Some words about our subject

The artist who is only a painter may well become intimidated by his degree-bearing brethren. Under the charmed light of their MA’s, their PhD’s, their accumulated honors and designations, the scholars speak of art in terms of class and category, and under headings of which the artist may never have heard. While he himself may have read extensively about art – and I think that most artists do read a great deal about art, and know a great deal about it – while he may have looked at scores of paintings, have dwelt upon them and absorbed them, his interest has been a different one; he has absorbed visually, not verbally. The idea of classifying such work would never have occurred to him, because to him the work is unique; it exists in itself alone. It is its distinction from other art, not its commonality with other art, that interests him. If the work has no such distinction, if it does not stand alone, he has no reason for remembering it.

The Shape of Content, by Ben Shahn, pg 18

I have a young friend who, through most of  his high-school years, was given to writing poetry. He is now entering his junior year in the university. The other evening I asked him what sort of verse he had been writing, and whether I might read some of it. He replied, “Oh, I’ve stopped writing poetry.” Then he explained, “There’s so much that you have to know before you can write poetry. There are so many forms that you have to master first. Actually,” he said, “I just wrote because I liked to put things down. It didn’t amount to much; it was only free verse.”
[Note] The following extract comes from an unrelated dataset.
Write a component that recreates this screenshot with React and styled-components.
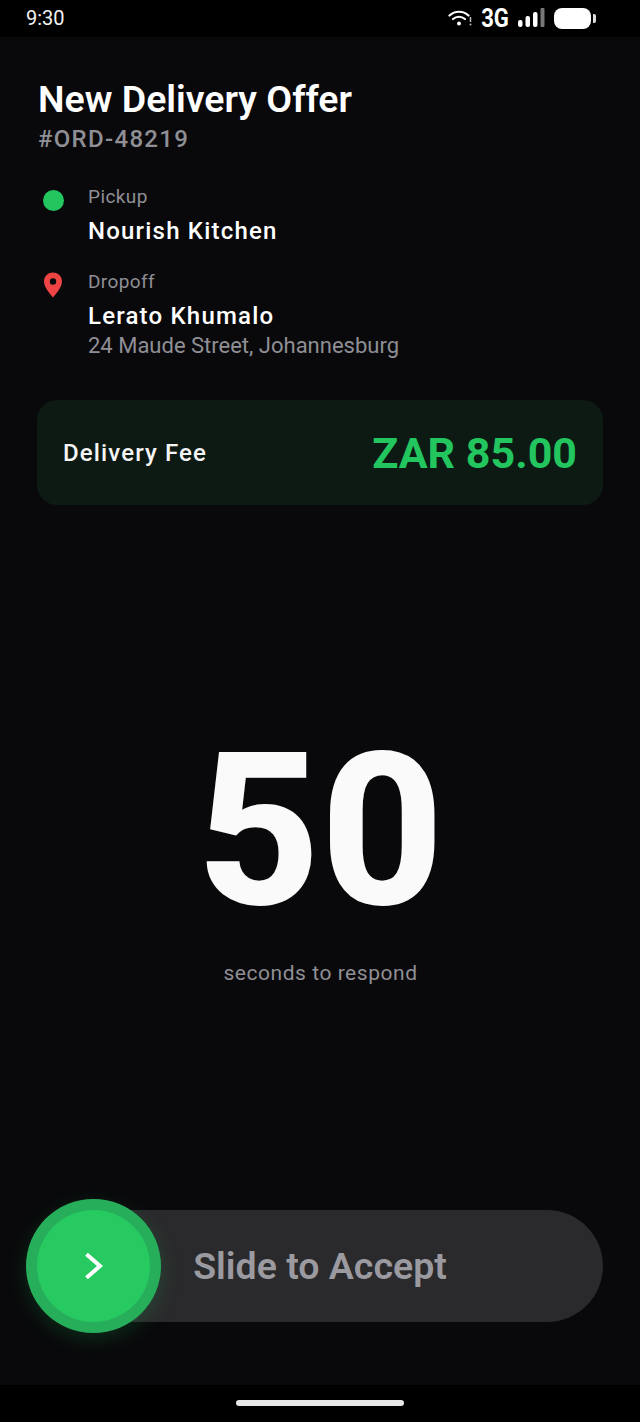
import React from "react";
import styled, { createGlobalStyle } from "styled-components";

const Global = createGlobalStyle`
  html, body { margin: 0; padding: 0; background: #000; }
  body { font-family: Roboto, "Liberation Sans", sans-serif; }
  * { box-sizing: border-box; }
`;

const Wifi = () => (
  <svg width="24" height="18" viewBox="0 0 24 18" fill="none">
    <path d="M1.5 6.5C7 1.5 15 1.5 20.5 6.5" stroke="#fff" strokeWidth="2.2" strokeLinecap="round" />
    <path d="M5 10C8.500 7 13.500 7 17 10" stroke="#fff" strokeWidth="2.200" strokeLinecap="round" />
    <circle cx="11" cy="14.500" r="2" fill="#fff" />
    <path d="M22.500 8v5" stroke="#bbb" strokeWidth="1.500" />
    <circle cx="22.500" cy="15.500" r="1" fill="#bbb" />
  </svg>
);

const Signal = () => (
  <svg width="27" height="20" viewBox="0 0 27 20">
    <rect x="0" y="12" width="4.500" height="7" rx="2" fill="#fff" />
    <rect x="7.500" y="8" width="4.500" height="11" rx="2" fill="#fff" />
    <rect x="15" y="4" width="4.500" height="15" rx="2" fill="#fff" />
    <rect x="22.500" y="0" width="4" height="19" rx="1" fill="#777" />
  </svg>
);

const Pin = () => (
  <svg width="20" height="26" viewBox="0 0 20 26">
    <path d="M10 0.500C4.700 0.500 1 4.600 1 9.500C1 15 6.500 21 10 25.500C13.500 21 19 15 19 9.500C19 4.600 15.300 0.500 10 0.500Z" fill="#ef4444" />
    <circle cx="10" cy="9.500" r="3.200" fill="#09090b" />
  </svg>
);

const Chevron = () => (
  <svg width="20" height="28" viewBox="0 0 20 28" fill="none">
    <path d="M4 3.500L16 14L4 24.500" stroke="#fff" strokeWidth="4" strokeLinecap="square" />
  </svg>
);

export default function App() {
  return (
    <Screen>
      <Global />
      <StatusBar>
        <Clock>9:30</Clock>
        <StatusIcons>
          <Wifi />
          <Network>3G</Network>
          <Signal />
          <Battery>
            <BatteryBody />
            <BatteryCap />
          </Battery>
        </StatusIcons>
      </StatusBar>

      <Main>
        <Title>New Delivery Offer</Title>
        <OrderId>#ORD-48219</OrderId>

        <Stops>
          <Stop>
            <StopIcon $top={6}><GreenDot /></StopIcon>
            <StopText>
              <StopLabel>Pickup</StopLabel>
              <StopName>Nourish Kitchen</StopName>
            </StopText>
          </Stop>
          <Stop>
            <StopIcon $top={3}><Pin /></StopIcon>
            <StopText>
              <StopLabel>Dropoff</StopLabel>
              <StopName>Lerato Khumalo</StopName>
              <StopAddress>24 Maude Street, Johannesburg</StopAddress>
            </StopText>
          </Stop>
        </Stops>

        <FeeCard>
          <FeeLabel>Delivery Fee</FeeLabel>
          <FeeAmount>ZAR 85.00</FeeAmount>
        </FeeCard>

        <Countdown>
          <Seconds>50</Seconds>
          <SecondsLabel>seconds to respond</SecondsLabel>
        </Countdown>

        <Slider>
          <SliderThumb><Chevron /></SliderThumb>
          <SliderText>Slide to Accept</SliderText>
        </Slider>
      </Main>

      <NavBar>
        <HomeIndicator />
      </NavBar>
    </Screen>
  );
}

const Screen = styled.div`
  width: 640px;
  height: 1422px;
  display: flex;
  flex-direction: column;
  overflow: hidden;
  background: #09090b;
`;

const StatusBar = styled.div`
  height: 37px;
  flex: none;
  background: #000;
  display: flex;
  align-items: center;
  justify-content: space-between;
  padding: 0 44px 1px 26px;
`;

const Clock = styled.span`
  font-size: 20px;
  color: #f2f2f2;
`;

const StatusIcons = styled.div`
  display: flex;
  align-items: center;
`;

const Network = styled.span`
  font-size: 26px;
  font-weight: 700;
  color: #fff;
  margin: 0 9px;
  width: 28px;
  display: flex;
  justify-content: center;
  transform: scaleX(0.85);
`;

const Battery = styled.div`
  display: flex;
  align-items: center;
  gap: 2px;
  margin-left: 9px;
`;

const BatteryBody = styled.div`
  width: 37px;
  height: 21px;
  border-radius: 8px;
  background: #fff;
`;

const BatteryCap = styled.div`
  width: 3px;
  height: 9px;
  border-radius: 0 2px 2px 0;
  background: #ddd;
`;

const Main = styled.div`
  flex: 1;
  display: flex;
  flex-direction: column;
  padding: 40px 37px 0 38px;
`;

const Title = styled.h1`
  margin: 0;
  font-size: 37.500px;
  line-height: 44px;
  font-weight: 600;
  color: #fff;
`;

const OrderId = styled.div`
  font-size: 24px;
  line-height: 37px;
  font-weight: 500;
  letter-spacing: 1.300px;
  color: #8f8f95;
`;

const Stops = styled.div`
  display: flex;
  flex-direction: column;
  gap: 20px;
  margin-top: 26px;
`;

const Stop = styled.div`
  display: flex;
  align-items: flex-start;
`;

const StopIcon = styled.div`
  width: 30px;
  margin-right: 20px;
  padding-top: ${(p) => p.$top}px;
  display: flex;
  justify-content: center;
`;

const GreenDot = styled.div`
  width: 21px;
  height: 21px;
  border-radius: 50%;
  background: #22c55e;
`;

const StopText = styled.div`
  display: flex;
  flex-direction: column;
`;

const StopLabel = styled.div`
  font-size: 19px;
  line-height: 26px;
  letter-spacing: 0.400px;
  color: #8f8f95;
`;

const StopName = styled.div`
  margin-top: 3px;
  font-size: 24px;
  line-height: 36px;
  font-weight: 500;
  letter-spacing: 1.200px;
  color: #fff;
`;

const StopAddress = styled.div`
  font-size: 22px;
  line-height: 24px;
  color: #8f8f95;
`;

const FeeCard = styled.div`
  margin-top: 42px;
  height: 105px;
  margin-left: -1px;
  border-radius: 20px;
  background: #0d1a14;
  display: flex;
  align-items: center;
  justify-content: space-between;
  padding: 0 26px;
`;

const FeeLabel = styled.span`
  font-size: 24px;
  font-weight: 500;
  letter-spacing: 1.130px;
  color: #f5f5f5;
`;

const FeeAmount = styled.span`
  font-size: 43px;
  font-weight: 700;
  color: #22c55e;
`;

const Countdown = styled.div`
  flex: 1;
  display: flex;
  flex-direction: column;
  align-items: center;
  padding-top: 217px;
`;

const Seconds = styled.div`
  font-size: 214px;
  line-height: 218px;
  font-weight: 800;
  color: #fafafa;
`;

const SecondsLabel = styled.div`
  margin-top: 19px;
  font-size: 21px;
  line-height: 28px;
  letter-spacing: 0.540px;
  color: #8f8f95;
`;

const Slider = styled.div`
  position: relative;
  height: 112px;
  margin: 0 0 63px -1px;
  border-radius: 56px;
  background: #2a2a2c;
  display: flex;
  align-items: center;
  justify-content: center;
`;

const SliderThumb = styled.div`
  position: absolute;
  left: -11px;
  top: -11px;
  width: 135px;
  height: 134px;
  border-radius: 50%;
  background: #27c961;
  border: 11px solid #27ae5b;
  box-shadow: 0 6px 20px rgba(34, 197, 94, 0.18);
  display: flex;
  align-items: center;
  justify-content: center;
`;

const SliderText = styled.span`
  font-size: 37.500px;
  font-weight: 600;
  color: #9a9aa0;
`;

const NavBar = styled.div`
  height: 37px;
  flex: none;
  background: #000;
  display: flex;
  justify-content: center;
  padding-top: 15px;
`;

const HomeIndicator = styled.div`
  width: 168px;
  height: 6px;
  border-radius: 3px;
  background: #e8e8e8;
`;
Perhaps my young friend would never under any circumstances have become a good poet. Perhaps he should have had the drive and persistence to master those forms which have defeated him – I myself think he should. But I wonder whether it was made clear to him that all poetic forms have derived from practice; that in the very act of writing poetry he was, however crudely, beginning to create form. I wonder whether it was pointed out to him that form is an instrument, not a tyrant; that whatever measures, rhythms, rhymes, or groupings of sounds best suited his own expressive purpose could be turned to form – possibly just his own personal form, but form; and that it too might in time take its place in the awesome hierarchy of poetic devices

The Shape of Content, by Ben Shahn, pg 19

Scholarship is perhaps man’s most rewarding occupation, but that scholarship which dries up its own creative sources is a reductio ad absurdum, a contradiction of itself.

The Shape of  Content, by Ben Shahn, pg 19

Creativity requires the courage to let go of certainties.